Skip every image and restate the data word for word.

-- start Data --

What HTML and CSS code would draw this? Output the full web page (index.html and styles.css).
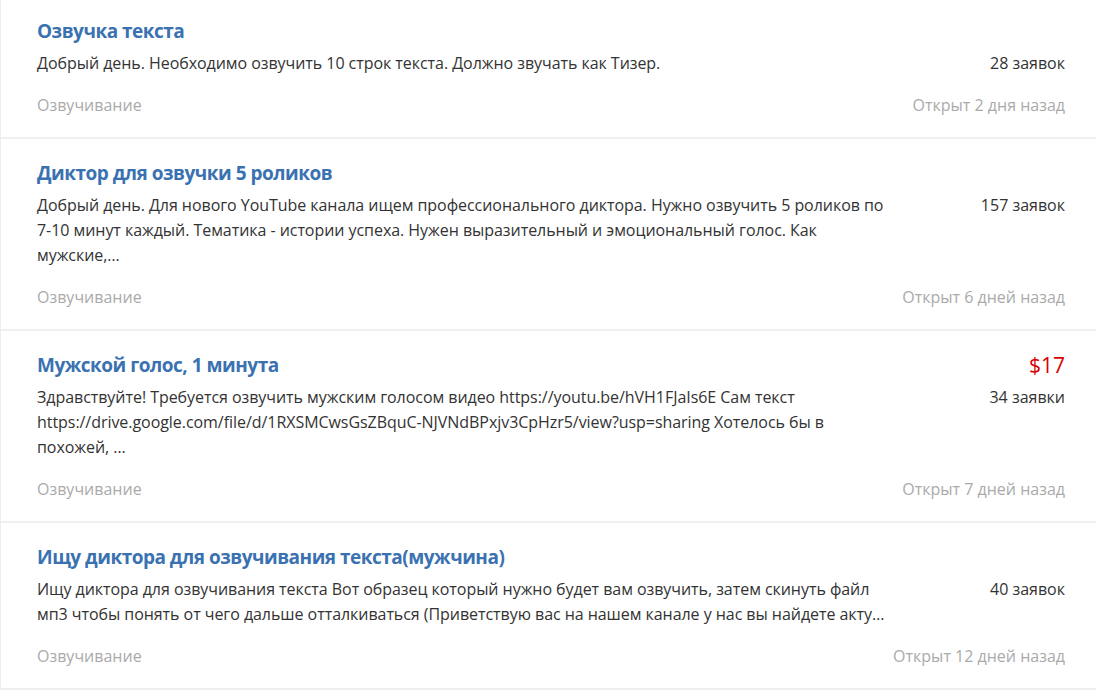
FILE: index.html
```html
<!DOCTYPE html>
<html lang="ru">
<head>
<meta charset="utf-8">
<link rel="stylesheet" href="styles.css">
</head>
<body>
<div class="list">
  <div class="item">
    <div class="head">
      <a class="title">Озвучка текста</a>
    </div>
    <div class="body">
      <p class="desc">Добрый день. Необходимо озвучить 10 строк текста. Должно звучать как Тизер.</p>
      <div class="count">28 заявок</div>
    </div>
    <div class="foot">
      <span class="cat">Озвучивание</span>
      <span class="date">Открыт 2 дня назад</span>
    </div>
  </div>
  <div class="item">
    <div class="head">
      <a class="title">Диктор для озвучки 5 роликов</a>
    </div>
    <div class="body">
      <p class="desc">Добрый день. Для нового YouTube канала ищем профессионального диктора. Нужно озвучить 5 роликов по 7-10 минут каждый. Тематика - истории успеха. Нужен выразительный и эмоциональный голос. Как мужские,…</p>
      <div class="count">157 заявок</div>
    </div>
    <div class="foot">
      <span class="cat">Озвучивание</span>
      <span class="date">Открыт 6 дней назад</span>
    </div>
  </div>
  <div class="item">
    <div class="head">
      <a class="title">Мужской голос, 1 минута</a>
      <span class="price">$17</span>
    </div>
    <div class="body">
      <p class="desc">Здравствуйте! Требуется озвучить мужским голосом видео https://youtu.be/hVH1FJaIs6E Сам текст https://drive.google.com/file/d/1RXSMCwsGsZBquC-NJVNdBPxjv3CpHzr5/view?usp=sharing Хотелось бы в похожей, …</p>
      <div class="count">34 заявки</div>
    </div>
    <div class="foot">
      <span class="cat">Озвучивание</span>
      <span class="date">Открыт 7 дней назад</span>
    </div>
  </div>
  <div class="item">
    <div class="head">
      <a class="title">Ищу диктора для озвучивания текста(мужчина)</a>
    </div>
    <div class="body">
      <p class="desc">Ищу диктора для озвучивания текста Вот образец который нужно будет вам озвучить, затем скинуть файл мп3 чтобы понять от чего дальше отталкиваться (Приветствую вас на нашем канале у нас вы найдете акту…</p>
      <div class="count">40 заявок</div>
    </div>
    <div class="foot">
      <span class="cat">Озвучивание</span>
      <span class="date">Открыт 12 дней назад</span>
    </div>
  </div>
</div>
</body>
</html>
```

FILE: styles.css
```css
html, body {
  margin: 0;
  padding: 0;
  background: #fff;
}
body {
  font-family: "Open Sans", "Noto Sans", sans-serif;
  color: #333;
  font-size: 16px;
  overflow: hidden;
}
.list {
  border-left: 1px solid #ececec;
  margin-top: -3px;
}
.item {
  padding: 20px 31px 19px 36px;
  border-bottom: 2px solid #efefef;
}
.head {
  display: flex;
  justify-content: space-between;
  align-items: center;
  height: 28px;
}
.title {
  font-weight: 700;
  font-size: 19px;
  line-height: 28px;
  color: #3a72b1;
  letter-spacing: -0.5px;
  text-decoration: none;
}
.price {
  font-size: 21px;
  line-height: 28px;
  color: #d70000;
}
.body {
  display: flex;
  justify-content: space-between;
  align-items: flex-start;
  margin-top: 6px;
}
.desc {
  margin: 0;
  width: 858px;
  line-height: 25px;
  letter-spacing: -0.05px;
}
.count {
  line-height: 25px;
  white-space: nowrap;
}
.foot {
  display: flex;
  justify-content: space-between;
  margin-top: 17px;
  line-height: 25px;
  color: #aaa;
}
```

-- end Data --

* Response to this exercise:
What HTML and CSS code would draw this? Output the full web page (index.html and styles.css).
FILE: index.html
```html
<!DOCTYPE html>
<html lang="ru">
<head>
<meta charset="utf-8">
<link rel="stylesheet" href="styles.css">
</head>
<body>
<div class="list">
  <div class="item">
    <div class="head">
      <a class="title">Озвучка текста</a>
    </div>
    <div class="body">
      <p class="desc">Добрый день. Необходимо озвучить 10 строк текста. Должно звучать как Тизер.</p>
      <div class="count">28 заявок</div>
    </div>
    <div class="foot">
      <span class="cat">Озвучивание</span>
      <span class="date">Открыт 2 дня назад</span>
    </div>
  </div>
  <div class="item">
    <div class="head">
      <a class="title">Диктор для озвучки 5 роликов</a>
    </div>
    <div class="body">
      <p class="desc">Добрый день. Для нового YouTube канала ищем профессионального диктора. Нужно озвучить 5 роликов по 7-10 минут каждый. Тематика - истории успеха. Нужен выразительный и эмоциональный голос. Как мужские,…</p>
      <div class="count">157 заявок</div>
    </div>
    <div class="foot">
      <span class="cat">Озвучивание</span>
      <span class="date">Открыт 6 дней назад</span>
    </div>
  </div>
  <div class="item">
    <div class="head">
      <a class="title">Мужской голос, 1 минута</a>
      <span class="price">$17</span>
    </div>
    <div class="body">
      <p class="desc">Здравствуйте! Требуется озвучить мужским голосом видео https://youtu.be/hVH1FJaIs6E Сам текст https://drive.google.com/file/d/1RXSMCwsGsZBquC-NJVNdBPxjv3CpHzr5/view?usp=sharing Хотелось бы в похожей, …</p>
      <div class="count">34 заявки</div>
    </div>
    <div class="foot">
      <span class="cat">Озвучивание</span>
      <span class="date">Открыт 7 дней назад</span>
    </div>
  </div>
  <div class="item">
    <div class="head">
      <a class="title">Ищу диктора для озвучивания текста(мужчина)</a>
    </div>
    <div class="body">
      <p class="desc">Ищу диктора для озвучивания текста Вот образец который нужно будет вам озвучить, затем скинуть файл мп3 чтобы понять от чего дальше отталкиваться (Приветствую вас на нашем канале у нас вы найдете акту…</p>
      <div class="count">40 заявок</div>
    </div>
    <div class="foot">
      <span class="cat">Озвучивание</span>
      <span class="date">Открыт 12 дней назад</span>
    </div>
  </div>
</div>
</body>
</html>
```

FILE: styles.css
```css
html, body {
  margin: 0;
  padding: 0;
  background: #fff;
}
body {
  font-family: "Open Sans", "Noto Sans", sans-serif;
  color: #333;
  font-size: 16px;
  overflow: hidden;
}
.list {
  border-left: 1px solid #ececec;
  margin-top: -3px;
}
.item {
  padding: 20px 31px 19px 36px;
  border-bottom: 2px solid #efefef;
}
.head {
  display: flex;
  justify-content: space-between;
  align-items: center;
  height: 28px;
}
.title {
  font-weight: 700;
  font-size: 19px;
  line-height: 28px;
  color: #3a72b1;
  letter-spacing: -0.5px;
  text-decoration: none;
}
.price {
  font-size: 21px;
  line-height: 28px;
  color: #d70000;
}
.body {
  display: flex;
  justify-content: space-between;
  align-items: flex-start;
  margin-top: 6px;
}
.desc {
  margin: 0;
  width: 858px;
  line-height: 25px;
  letter-spacing: -0.05px;
}
.count {
  line-height: 25px;
  white-space: nowrap;
}
.foot {
  display: flex;
  justify-content: space-between;
  margin-top: 17px;
  line-height: 25px;
  color: #aaa;
}
```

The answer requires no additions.